On the other hand the rock through which the drill passes will likely change in strength and composition quite frequently, and so the depth to which the jet will cut will also change. This means that the hole diameter may reduce, so that the hole is no longer large enough to allow the nozzle body to pass. To stop this becoming a problem a small ring is mounted ahead of the nozzle, in the plane that the jet reaches the hole diameter required in this particular case. Now when the jet fails to cut to that diameter then the ring will stop the drill advancing, while the jet cuts along the line of contact and enlarges the hole to the required size, then allowing the drill to move forward.

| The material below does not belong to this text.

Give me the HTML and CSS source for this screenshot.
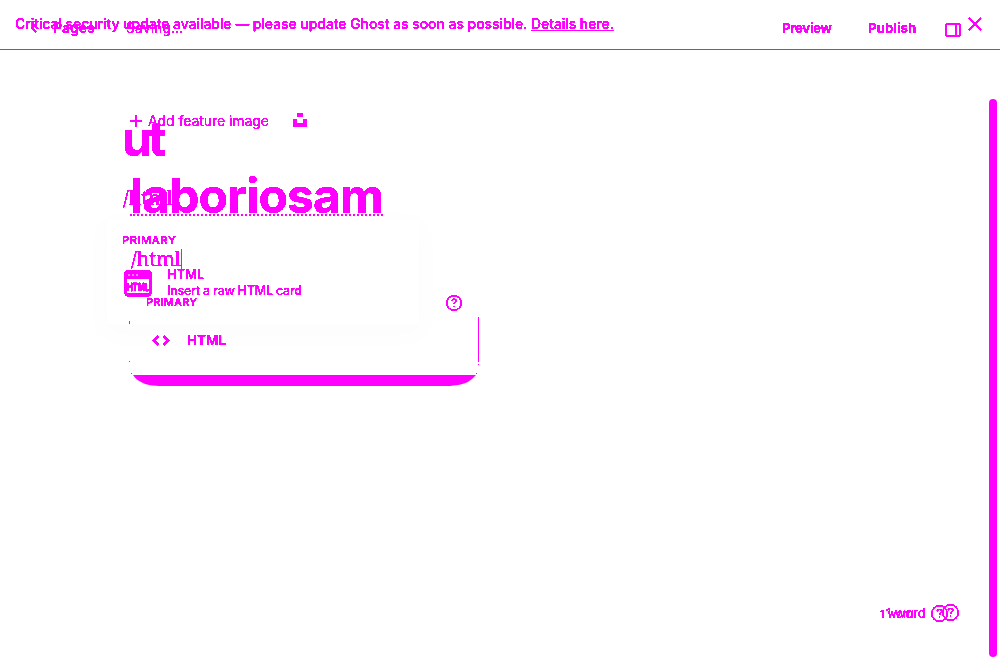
FILE: index.html
```html
<!DOCTYPE html>
<html lang="en">
<head>
<meta charset="utf-8">
<title>Ghost editor</title>
<link rel="stylesheet" href="styles.css">
</head>
<body>
<svg class="defs" width="0" height="0"><filter id="crisp" x="0" y="0" width="100%" height="100%" color-interpolation-filters="sRGB"><feComponentTransfer><feFuncA type="linear" slope="30" intercept="-7"/></feComponentTransfer></filter></svg>
<div class="stage">
  <div class="shade"></div>
  <div class="layer editor">
    <header class="header">
      <svg class="chevron" width="6" height="10" viewBox="0 0 6 10"><path d="M5 1L1 5l4 4"/></svg>
      <span class="pages">Pages</span><span class="saving">Saving...</span>
      <span class="preview">Preview</span><span class="publish">Publish</span>
      <svg class="panel" width="16" height="14" viewBox="0 0 16 14"><rect x="1" y="1" width="14" height="12" rx="1"/><path d="M11 1v12"/></svg>
    </header>
    <main class="content">
      <div class="feature">
        <svg width="12" height="12" viewBox="0 0 12 12"><path d="M6 0v12M0 6h12"/></svg>
        <span class="feature-text">Add feature image</span>
        <svg class="unsplash" width="14" height="14" viewBox="0 0 14 14"><path d="M4 0h6v4H4zM0 6h4v4h6V6h4v8H0z"/></svg>
      </div>
      <div class="title"><span class="title-text">laboriosam</span></div>
      <div class="slash">/html<i class="caret"></i></div>
      <div class="menu">
        <div class="menu-head"><span class="primary">PRIMARY</span><svg class="help" width="16" height="16" viewBox="0 0 16 16"><circle cx="8" cy="8" r="7.3"/><path d="M5.8 6.2c.1-1.5 1-2 2.2-2s2.2.8 2.2 1.9c0 1.3-2.1 1.5-2.1 3"/><path d="M8 10.7v1.3"/></svg></div>
        <div class="menu-item"><svg width="18" height="11" viewBox="0 0 18 11"><path d="M6.5 1L2 5.5 6.5 10M11.5 1L16 5.5 11.5 10"/></svg><span class="menu-label">HTML</span></div>
      </div>
    </main>
  </div>
  <div class="layer second">
    <div class="alert"><span class="alert-text">Critical security update available — please update Ghost as soon as possible. <u>Details here.</u></span><svg class="close" width="14" height="14" viewBox="0 0 14 14"><path d="M1 1l12 12M13 1L1 13"/></svg></div>
    <main class="content-two">
      <div class="ut">ut</div>
      <div class="slash-two">/html</div>
      <div class="primary-two">PRIMARY</div>
      <div class="card">
        <svg class="card-icon" width="28" height="27" viewBox="0 0 28 27"><rect x="1.5" y="1.5" width="25" height="23.5" rx="3"/><path class="fill" d="M2 2h24v7H2z"/><path class="dots" d="M4 5h2M8 5h2M12 5h2"/><text x="14" y="20.5" text-anchor="middle" textLength="22" lengthAdjust="spacingAndGlyphs">HTML</text></svg>
        <div class="card-copy"><div class="card-title">HTML</div><div class="card-desc">Insert a raw HTML card</div></div>
      </div>
    </main>
  </div>
  <svg class="menu-edge" width="350" height="70" viewBox="0 0 350 70"><path class="fill" d="M4 58H347C342 64 336 67 329 68C323 69 319 69 314 69H34C23 69 18 68 14 66C9 64 6 61 4 58z"/><path class="fill" d="M2 56h1v1H2zM347 56h1v1h-1zM349 0h1v45h-1zM349 47h1v1h-1zM0 4h1v3H0zM0 44h1v1H0z"/></svg>
  <footer class="words"><span class="count one">1 word</span><svg class="help h-one" width="17" height="17" viewBox="0 0 16 16"><circle cx="8" cy="8" r="7.3"/><path d="M5.8 6.2c.1-1.5 1-2 2.2-2s2.2.8 2.2 1.9c0 1.3-2.1 1.5-2.1 3"/><path d="M8 10.7v1.3"/></svg></footer>
  <footer class="words second-words"><span class="count">1 word</span><svg class="help" width="17" height="17" viewBox="0 0 16 16"><circle cx="8" cy="8" r="7.3"/><path d="M5.8 6.2c.1-1.5 1-2 2.2-2s2.2.8 2.2 1.9c0 1.3-2.1 1.5-2.1 3"/><path d="M8 10.7v1.3"/></svg></footer>
  <div class="scrollbar"></div>
</div>
</body>
</html>
```
FILE: styles.css
```css
* { box-sizing: border-box; }
body { margin: 0; background: #fff; }
.defs { position: absolute; }
.stage { position: relative; width: 1000px; height: 660px; overflow: hidden; color: #f0f; font-family: Inter, sans-serif; white-space: nowrap; }
.layer { position: absolute; inset: 0; filter: url(#crisp); }
svg { display: block; flex: none; overflow: visible; fill: none; stroke: #f0f; stroke-width: 1.5; }
.fill { fill: #f0f; stroke: none; }
.shade { position: absolute; left: 107px; top: 219px; width: 312px; height: 105px; background: #fff; box-shadow: 0 8px 24px 8px rgba(0, 0, 0, .01); }
.header { display: flex; align-items: center; height: 50px; padding: 6px 39px 0 31px; border-bottom: 1px solid #f0f; font-size: 14px; line-height: 20px; }
.pages { margin-left: 16px; width: 73px; font-weight: 600; }
.saving { flex: 1; letter-spacing: .05px; }
.preview { width: 86px; font-size: 13.3px; font-weight: 700; letter-spacing: -.35px; }
.publish { width: 77px; font-size: 13.3px; font-weight: 700; }
.panel { margin-top: 4px; }
.content { padding: 60px 0 0 130px; }
.feature { display: flex; align-items: center; height: 20px; font-size: 14px; letter-spacing: -.06px; }
.feature svg { position: relative; top: 1px; }
.feature-text { margin-left: 6px; width: 145px; }
.feature .unsplash { fill: #f0f; stroke: none; top: 0; }
.title { margin-top: 35px; height: 62px; font-size: 48px; line-height: 62px; font-weight: 700; }
.title-text { display: inline-block; height: 51px; width: 253px; line-height: 62px; letter-spacing: -.85px; border-bottom: 2px dotted #f0f; }
.slash, .slash-two { font-family: "Noto Serif", "DejaVu Serif", serif; font-size: 20px; line-height: 30px; }
.slash { display: flex; margin-top: 17px; height: 30px; align-items: center; padding-left: 1px; letter-spacing: -.2px; }
.caret { width: 1px; height: 20px; background: #f0f; }
.menu { width: 349px; padding: 19px 17px 0 16px; }
.menu-head { display: flex; justify-content: space-between; align-items: center; height: 18px; }
.menu-head .help { position: relative; top: 1px; }
.primary { font-size: 11px; font-weight: 600; letter-spacing: .15px; }
.menu-item { display: flex; align-items: center; height: 20px; margin: 19px 0 0 6px; font-size: 13.5px; font-weight: 600; }
.menu-item svg { stroke-width: 2.4; }
.menu-label { margin-left: 17px; }
.alert { display: flex; align-items: center; justify-content: space-between; height: 48px; padding: 0 18px 0 15px; font-size: 14px; font-weight: 500; letter-spacing: -.062px; }
.alert-text { padding-bottom: 2px; }
.content-two { padding: 60px 0 0 122px; }
.ut { height: 62px; font-size: 48px; line-height: 62px; font-weight: 700; letter-spacing: -3.5px; }
.slash-two { margin-top: 13px; height: 30px; padding-left: 1px; letter-spacing: -.2px; }
.primary-two { margin-top: 19px; height: 16px; font-size: 11px; line-height: 16px; font-weight: 600; letter-spacing: .6px; }
.card { display: flex; margin-top: 18px; padding-left: 2px; }
.card-icon { margin-top: 4px; stroke-width: 3; }
.card-icon text { fill: #f0f; stroke: #f0f; stroke-width: .3; font: 700 10px Inter, sans-serif; }
.dots { stroke: #fff; stroke-width: 1; }
.card-copy { margin-left: 15px; font-size: 13px; line-height: 16px; font-weight: 500; }
.card-desc { padding-top: 1px; font-size: 12.5px; font-weight: 500; letter-spacing: -.22px; }
.menu-edge { position: absolute; left: 129px; top: 317px; }
.words { position: absolute; left: 880px; top: 605px; width: 68px; height: 17px; display: flex; align-items: center; justify-content: space-between; font-size: 11px; filter: url(#crisp); }
.second-words { left: 886px; top: 604px; width: 73px; font-size: 13px; }
.help { stroke-width: 1.2; }
.scrollbar { position: absolute; left: 989px; top: 99px; width: 8px; height: 558px; border-radius: 4px; background: #f0f; }
```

This is helped where the drill is spring-loaded so that the compression of the spring stops the drill advance, and the relaxing of the spring, as the obstacle is removed, allows the drill to move forward again.

Figure 6. Gaging ring on the front of a drilling nozzle.

That drill development was relatively straightforward, and was demonstrated in the late 1970’s. Subsequently commercial drilling systems were developed that used high-pressure water to drill holes in mine rock. They had the advantage over conventional tools in that the hose feeding the nozzle could maneuver in a much smaller space than a conventional drill, and thus longer holes could be more easily drilled from narrow working areas.

Unfortunately it still proved difficult to drill all rock with a plain waterjet, despite the use of ultra-high pressure equipment, and two different approaches were then tried, which I will discuss in the next posts.